2 / Pourquoi ont-ils été réautorisés temporairement en 2021 ? (...)
Pour venir en aide aux betteraviers, le ministère de l’Agriculture a annoncé qu’il souhaitait modifier la loi et réintroduire les néonicotinoïdes. Votée par le Parlement, la loi du 14 décembre 2020 a réautorisé provisoirement (jusqu’en 2023 au maximum) l’enrobage de semences de betteraves sucrières par ces insecticides. Plusieurs associations ont tenté de faire annuler l’arrêté mettant en place cette disposition, mais le Conseil d’État a jugé qu’il était conforme à la loi.
En 2021, les betteraviers ont donc pu acheter et planter des semences traitées aux « néonics ». (...)
3 / Pourquoi seront-ils reconduits en 2022 ?
Tout porte à croire que les néonicotinoïdes seront encore présents dans les champs de betteraves sucrières cette année.
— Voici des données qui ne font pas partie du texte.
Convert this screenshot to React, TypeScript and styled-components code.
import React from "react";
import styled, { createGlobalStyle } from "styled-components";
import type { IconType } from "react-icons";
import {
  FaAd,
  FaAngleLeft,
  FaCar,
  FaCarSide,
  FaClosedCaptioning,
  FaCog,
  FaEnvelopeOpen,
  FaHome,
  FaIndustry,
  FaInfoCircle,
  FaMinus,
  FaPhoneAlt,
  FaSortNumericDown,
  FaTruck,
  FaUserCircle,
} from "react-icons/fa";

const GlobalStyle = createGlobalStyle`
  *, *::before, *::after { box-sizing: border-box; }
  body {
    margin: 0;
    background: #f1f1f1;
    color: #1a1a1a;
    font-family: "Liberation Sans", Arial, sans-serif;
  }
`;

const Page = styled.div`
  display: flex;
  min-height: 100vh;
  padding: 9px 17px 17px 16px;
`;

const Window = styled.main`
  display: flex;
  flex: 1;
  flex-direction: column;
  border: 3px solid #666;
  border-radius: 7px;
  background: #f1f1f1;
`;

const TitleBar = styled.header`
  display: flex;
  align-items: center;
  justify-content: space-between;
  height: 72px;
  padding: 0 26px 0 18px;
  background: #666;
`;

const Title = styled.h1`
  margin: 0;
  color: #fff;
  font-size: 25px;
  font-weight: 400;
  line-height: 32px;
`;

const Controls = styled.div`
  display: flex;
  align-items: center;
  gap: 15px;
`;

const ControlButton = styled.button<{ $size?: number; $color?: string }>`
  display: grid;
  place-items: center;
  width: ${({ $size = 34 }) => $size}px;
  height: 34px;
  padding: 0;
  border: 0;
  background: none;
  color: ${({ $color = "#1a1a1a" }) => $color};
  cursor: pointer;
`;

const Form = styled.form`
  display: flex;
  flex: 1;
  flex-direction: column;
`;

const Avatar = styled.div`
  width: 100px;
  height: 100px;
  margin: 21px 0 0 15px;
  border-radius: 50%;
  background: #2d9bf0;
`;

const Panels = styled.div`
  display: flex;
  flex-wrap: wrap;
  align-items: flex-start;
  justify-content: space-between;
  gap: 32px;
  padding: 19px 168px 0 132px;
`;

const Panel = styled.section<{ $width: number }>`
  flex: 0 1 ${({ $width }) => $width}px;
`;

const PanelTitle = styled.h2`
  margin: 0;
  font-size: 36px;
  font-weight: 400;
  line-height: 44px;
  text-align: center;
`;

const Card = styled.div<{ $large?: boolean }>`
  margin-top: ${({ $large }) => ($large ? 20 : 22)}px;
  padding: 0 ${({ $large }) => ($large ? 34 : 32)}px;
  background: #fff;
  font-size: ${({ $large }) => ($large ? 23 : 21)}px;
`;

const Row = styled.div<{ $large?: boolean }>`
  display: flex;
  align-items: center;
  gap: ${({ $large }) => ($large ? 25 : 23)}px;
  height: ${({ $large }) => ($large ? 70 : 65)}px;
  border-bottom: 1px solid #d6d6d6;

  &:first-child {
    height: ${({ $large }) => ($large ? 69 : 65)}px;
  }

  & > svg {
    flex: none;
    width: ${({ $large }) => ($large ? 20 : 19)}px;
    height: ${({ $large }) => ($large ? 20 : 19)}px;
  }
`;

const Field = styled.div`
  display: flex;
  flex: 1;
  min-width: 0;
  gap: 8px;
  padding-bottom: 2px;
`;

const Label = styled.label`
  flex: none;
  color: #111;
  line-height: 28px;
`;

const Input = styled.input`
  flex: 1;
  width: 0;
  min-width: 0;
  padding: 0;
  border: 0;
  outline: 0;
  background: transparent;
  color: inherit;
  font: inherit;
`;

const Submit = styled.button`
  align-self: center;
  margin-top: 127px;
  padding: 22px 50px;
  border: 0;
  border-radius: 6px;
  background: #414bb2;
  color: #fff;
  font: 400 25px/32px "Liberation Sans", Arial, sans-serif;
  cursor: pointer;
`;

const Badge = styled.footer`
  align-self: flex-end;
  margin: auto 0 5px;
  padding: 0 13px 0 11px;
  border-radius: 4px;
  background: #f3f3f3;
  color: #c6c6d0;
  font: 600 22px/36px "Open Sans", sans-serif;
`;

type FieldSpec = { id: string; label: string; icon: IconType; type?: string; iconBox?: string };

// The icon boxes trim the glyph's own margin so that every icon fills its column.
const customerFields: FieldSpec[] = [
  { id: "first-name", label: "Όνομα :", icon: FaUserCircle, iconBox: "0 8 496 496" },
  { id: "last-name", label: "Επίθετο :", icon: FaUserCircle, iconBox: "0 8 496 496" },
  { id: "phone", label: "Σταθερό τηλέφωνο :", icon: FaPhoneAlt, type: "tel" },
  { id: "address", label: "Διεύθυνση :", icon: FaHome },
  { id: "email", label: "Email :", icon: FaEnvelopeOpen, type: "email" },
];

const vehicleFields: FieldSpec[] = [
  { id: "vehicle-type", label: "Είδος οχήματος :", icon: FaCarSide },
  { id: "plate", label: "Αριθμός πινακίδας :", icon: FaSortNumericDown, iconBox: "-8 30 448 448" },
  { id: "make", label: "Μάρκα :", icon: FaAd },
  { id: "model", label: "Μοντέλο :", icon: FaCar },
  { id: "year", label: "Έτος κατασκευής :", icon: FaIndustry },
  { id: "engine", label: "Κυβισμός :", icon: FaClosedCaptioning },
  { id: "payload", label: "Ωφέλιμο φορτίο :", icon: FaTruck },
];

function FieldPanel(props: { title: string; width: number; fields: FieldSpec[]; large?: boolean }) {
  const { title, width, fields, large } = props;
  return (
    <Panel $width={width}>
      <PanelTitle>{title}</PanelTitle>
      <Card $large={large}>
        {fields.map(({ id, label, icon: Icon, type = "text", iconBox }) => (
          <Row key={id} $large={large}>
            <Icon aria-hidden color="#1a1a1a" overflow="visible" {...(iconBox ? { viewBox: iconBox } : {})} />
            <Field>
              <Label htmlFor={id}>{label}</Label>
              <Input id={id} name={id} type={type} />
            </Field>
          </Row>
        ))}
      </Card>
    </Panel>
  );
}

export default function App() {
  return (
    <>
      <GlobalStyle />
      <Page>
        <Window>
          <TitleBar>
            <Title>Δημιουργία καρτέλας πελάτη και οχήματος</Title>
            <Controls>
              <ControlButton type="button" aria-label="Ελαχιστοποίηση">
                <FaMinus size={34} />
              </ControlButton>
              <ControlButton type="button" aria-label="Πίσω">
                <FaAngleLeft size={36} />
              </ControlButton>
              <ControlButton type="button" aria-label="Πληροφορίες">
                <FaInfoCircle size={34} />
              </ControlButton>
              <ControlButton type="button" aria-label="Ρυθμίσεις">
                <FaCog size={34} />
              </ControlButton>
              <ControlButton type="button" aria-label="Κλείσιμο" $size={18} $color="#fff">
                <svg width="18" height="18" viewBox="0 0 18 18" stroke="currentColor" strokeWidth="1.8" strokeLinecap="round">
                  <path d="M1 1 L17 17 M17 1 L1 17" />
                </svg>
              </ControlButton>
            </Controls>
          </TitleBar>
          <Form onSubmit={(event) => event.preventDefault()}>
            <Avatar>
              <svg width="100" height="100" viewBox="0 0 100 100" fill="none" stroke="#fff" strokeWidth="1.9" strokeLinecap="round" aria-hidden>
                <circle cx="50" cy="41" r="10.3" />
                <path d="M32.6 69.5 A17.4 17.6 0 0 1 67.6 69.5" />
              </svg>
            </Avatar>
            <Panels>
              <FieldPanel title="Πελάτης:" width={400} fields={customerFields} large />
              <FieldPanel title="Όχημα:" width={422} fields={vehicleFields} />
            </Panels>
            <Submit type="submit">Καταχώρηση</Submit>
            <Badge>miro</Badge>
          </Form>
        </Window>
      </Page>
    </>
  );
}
Le conseil de surveillance des néonicotinoïdes – une instance composée d’une trentaine d’acteurs, dont des professionnels de l’agriculture, des représentants des ministères, des parlementaires et des associations de défense de l’environnement – a validé la poursuite de la dérogation en 2022. Un projet d’arrêté a été mis en consultation de la population le 27 décembre.
Le gouvernement s’appuie sur deux documents pour justifier le retour des néonicotinoïdes : le premier est une analyse des prévisions climatiques saisonnières. D’après elles, les températures devraient être douces. (...)
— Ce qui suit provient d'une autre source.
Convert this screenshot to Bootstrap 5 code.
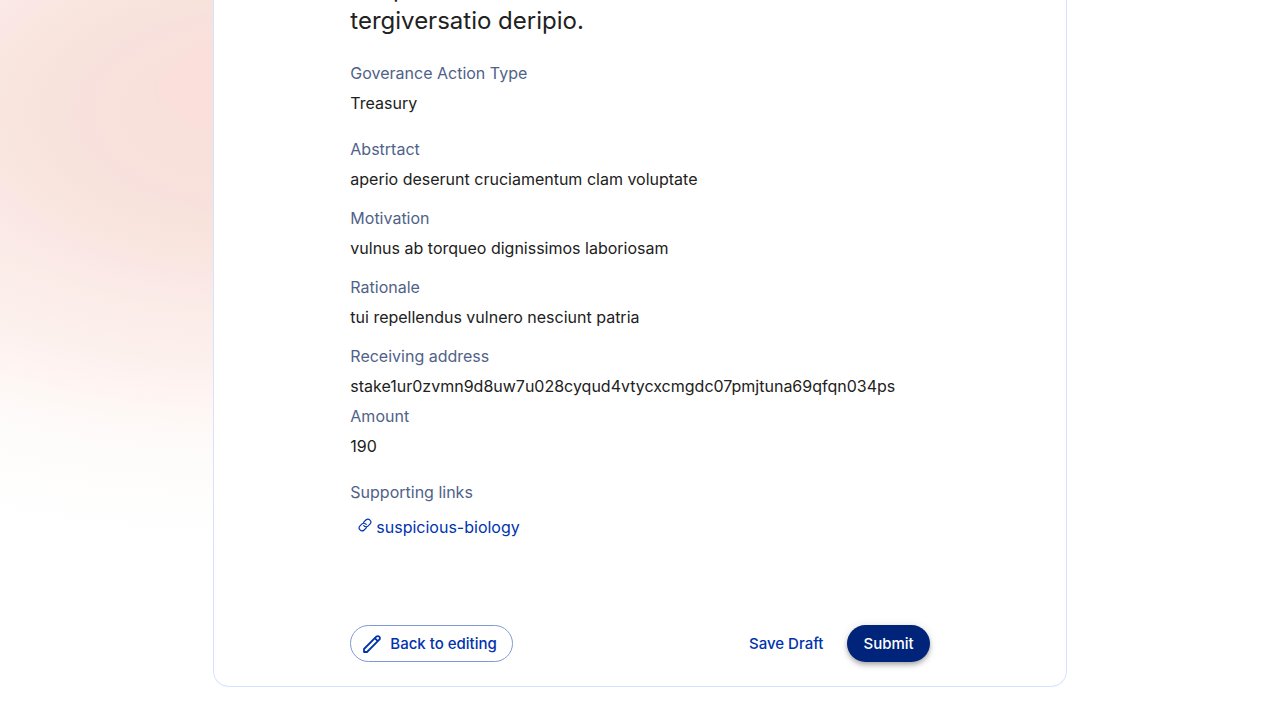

Le gouvernement s’appuie sur un second document, une fiche sur les réservoirs viraux. Fin novembre, l’Institut technique de la betterave a réalisé des prélèvements sur des plantes hautes, à proximité de parcelles touchées par la jaunisse. Le but était de mesurer le niveau de présence de virus de la jaunisse dans des plantes susceptibles de constituer des réservoirs viraux en 2022. Résultat : seuls sept prélèvements sur 267 parcelles se sont avérés positifs, contre 117 sur 170 l’année précédente. (...)
4 / Des alternatives sont-elles possibles ?
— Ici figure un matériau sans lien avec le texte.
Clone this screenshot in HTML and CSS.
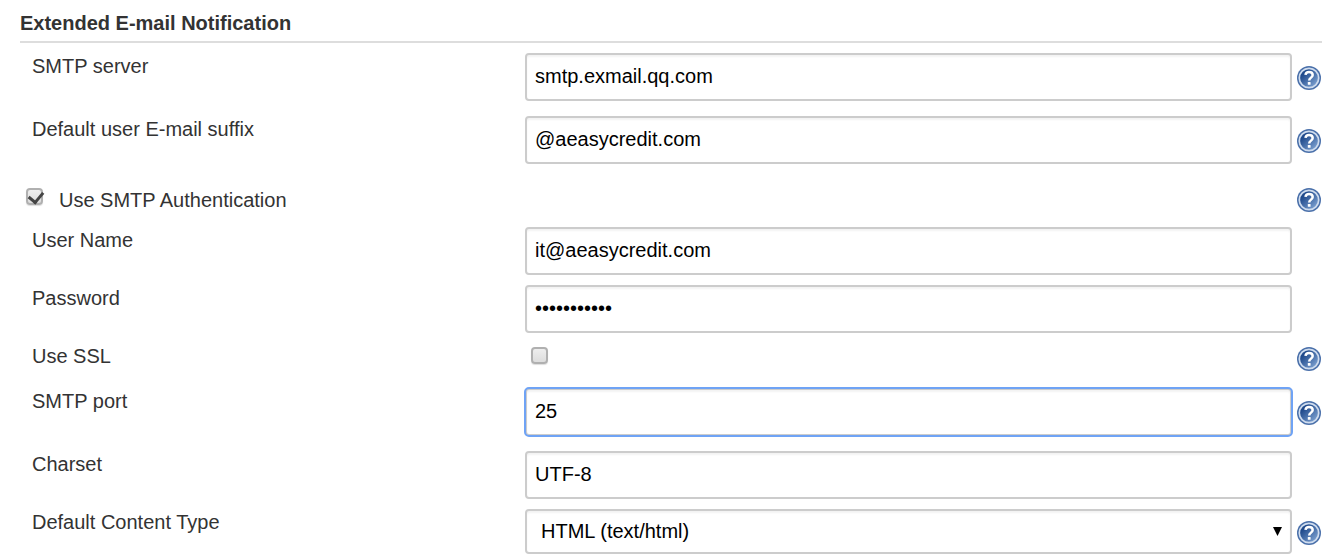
FILE: index.html
```html
<!DOCTYPE html>
<html lang="en">
<head>
<meta charset="utf-8">
<title>Extended E-mail Notification</title>
<link rel="stylesheet" href="styles.css">
</head>
<body>
<svg class="defs" aria-hidden="true">
  <defs>
    <linearGradient id="blue" x1="0" y1="0" x2="1" y2="1">
      <stop offset="0.25" stop-color="#204a8c"/><stop offset="1" stop-color="#8fb2de"/>
    </linearGradient>
    <symbol id="help" viewBox="0 0 24 24">
      <circle cx="12" cy="12" r="12" fill="#4a70aa"/>
      <circle cx="12" cy="12" r="9.700" fill="url(#blue)" stroke="#cfdcee" stroke-width="1.700"/>
      <path d="M8.500 8.900C8.700 7 10 6.100 12 6.100c2.200 0 3.700 1.100 3.700 3 0 2.500-3.500 2.600-3.500 5.400" fill="none" stroke="#fff" stroke-width="2.500"/>
      <rect x="10.800" y="16" width="2.800" height="2.800" rx=".6" fill="#fff"/>
    </symbol>
  </defs>
</svg>
<form class="section">
  <h1 class="heading">Extended E-mail Notification</h1>
  <div class="row spaced">
    <label class="label" for="server">SMTP server</label>
    <input class="field" id="server" type="text" value="smtp.exmail.qq.com">
    <button class="help" type="button" aria-label="Help for SMTP server"><svg class="icon"><use href="#help"/></svg></button>
  </div>
  <div class="row spaced">
    <label class="label" for="suffix">Default user E-mail suffix</label>
    <input class="field" id="suffix" type="text" value="@aeasycredit.com">
    <button class="help" type="button" aria-label="Help for Default user E-mail suffix"><svg class="icon"><use href="#help"/></svg></button>
  </div>
  <div class="row auth">
    <div class="option">
      <input class="check" id="auth" type="checkbox" checked>
      <label for="auth">Use SMTP Authentication</label>
    </div>
    <button class="help" type="button" aria-label="Help for Use SMTP Authentication"><svg class="icon"><use href="#help"/></svg></button>
  </div>
  <div class="row">
    <label class="label" for="user">User Name</label>
    <input class="field" id="user" type="text" value="it@aeasycredit.com">
  </div>
  <div class="row">
    <label class="label" for="password">Password</label>
    <input class="field" id="password" type="password" value="abcdefghijk">
  </div>
  <div class="row spaced ssl">
    <label class="label" for="ssl">Use SSL</label>
    <input class="check" id="ssl" type="checkbox">
    <button class="help" type="button" aria-label="Help for Use SSL"><svg class="icon"><use href="#help"/></svg></button>
  </div>
  <div class="row spaced">
    <label class="label" for="port">SMTP port</label>
    <input class="field active" id="port" type="text" value="25">
    <button class="help" type="button" aria-label="Help for SMTP port"><svg class="icon"><use href="#help"/></svg></button>
  </div>
  <div class="row">
    <label class="label" for="charset">Charset</label>
    <input class="field" id="charset" type="text" value="UTF-8">
  </div>
  <div class="row">
    <label class="label" for="type">Default Content Type</label>
    <div class="picker">
      <select class="field select" id="type"><option>HTML (text/html)</option><option>Plain Text (text/plain)</option></select>
      <svg class="arrow" viewBox="0 0 10 10" preserveAspectRatio="none" aria-hidden="true"><path d="M0 0h10L5 10z"/></svg>
    </div>
    <button class="help" type="button" aria-label="Help for Default Content Type"><svg class="icon"><use href="#help"/></svg></button>
  </div>
</form>
</body>
</html>
```

FILE: styles.css
```css
* { box-sizing: border-box; }
body {
  margin: 0;
  background: #fff;
  color: #333;
  font: 20px/26px "Liberation Sans", Arial, sans-serif;
}
.defs { position: absolute; width: 0; height: 0; }
.section { padding: 10px 15px 0 20px; }
.heading {
  margin: 0 0 10px;
  padding-bottom: 5px;
  border-bottom: 2px solid #ddd;
  font-size: 20px;
  line-height: 26px;
  font-weight: bold;
}
.row {
  display: grid;
  grid-template-columns: minmax(0, 505fr) minmax(0, 767fr) 30px;
  align-items: start;
  margin-bottom: 10px;
}
.spaced { margin-bottom: 15px; }
.label { padding-left: 12px; }
.field {
  width: 100%;
  height: 48px;
  margin: 0;
  padding: 0 8px 2px;
  border: 2px solid #ccc;
  border-radius: 4px;
  background: #fff;
  box-shadow: inset 0 2px 2px rgba(0, 0, 0, 0.05);
  color: #000;
  font: inherit;
}
.active { outline: 2px solid #6fa3f5; outline-offset: -1px; }
.help {
  width: 24px;
  height: 24px;
  margin: 13px 0 0 5px;
  padding: 0;
  border: 0;
  background: none;
}
.icon { display: block; width: 24px; height: 24px; }
.auth { margin-bottom: 14px; padding-top: 8px; }
.option {
  display: flex;
  grid-column: span 2;
  gap: 16px;
  padding-left: 6px;
}
.auth .help { margin-top: 1px; }
.check {
  appearance: none;
  width: 17px;
  height: 17px;
  margin: 1px 0 8px;
  border: 2px solid #b0b0b0;
  border-radius: 4px;
  background: linear-gradient(#eee, #ddd);
  box-shadow: 0 1px 1px #ddd;
}
.check:checked::after {
  content: "";
  display: block;
  width: 7px;
  height: 11px;
  margin: -1px 0 0 3px;
  border: solid #444;
  border-width: 0 3px 3px 0;
  transform: rotate(40deg);
}
.ssl .check { margin: 4px 0 9px 6px; }
.ssl .help { margin-top: 4px; }
.picker { position: relative; }
.select {
  display: block;
  height: 45px;
  padding: 0 32px 2px 14px;
  appearance: none;
}
.picker + .help { margin-top: 12px; }
.arrow {
  position: absolute;
  top: 18px;
  right: 10px;
  width: 9px;
  height: 9px;
  pointer-events: none;
}
```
Au mois de novembre 2021, l’Autorité européenne de sécurité des aliments a conclu que le retour des insecticides était fondé scientifiquement, car « aucune substance active alternative aux néonicotinoïdes n’est actuellement autorisée en France sur la betterave sucrière, pour le traitement des semences ». Le ministère de l’Agriculture avait lancé en 2020 un plan national de recherche et d’innovation, doté de plus de 20 millions d’euros pour coordonner les efforts de recherches sur le virus de la jaunisse de la betterave sucrière. « Ce programme compte à ce jour vingt-et-un projets scientifiques dont l’objectif est de trouver des alternatives aux néonicotinoïdes », souligne le ministère. Mais, à l’heure actuelle, aucun n’a abouti. Soulignons tout de même qu’un projet de recherche proposé par l’Institut technique de l’agriculture biologique (Itab) a été refusé.
Selon les associations de défense de l’environnement, la solution n’est pas de trouver des semences résistantes aux virus, mais de restructurer la filière betterave sucrière. (...)
il serait plus pertinent d’accepter les potentielles baisses de rendements, de payer davantage et indemniser les producteurs – comme cela peut être le cas pour les agriculteurs ayant subi des épisodes de gel sur leurs vignes, par exemple.
Le projet d’arrêté de réintroduction des néonicotinoïdes est mis à la consultation des Français jusqu’au 16 janvier.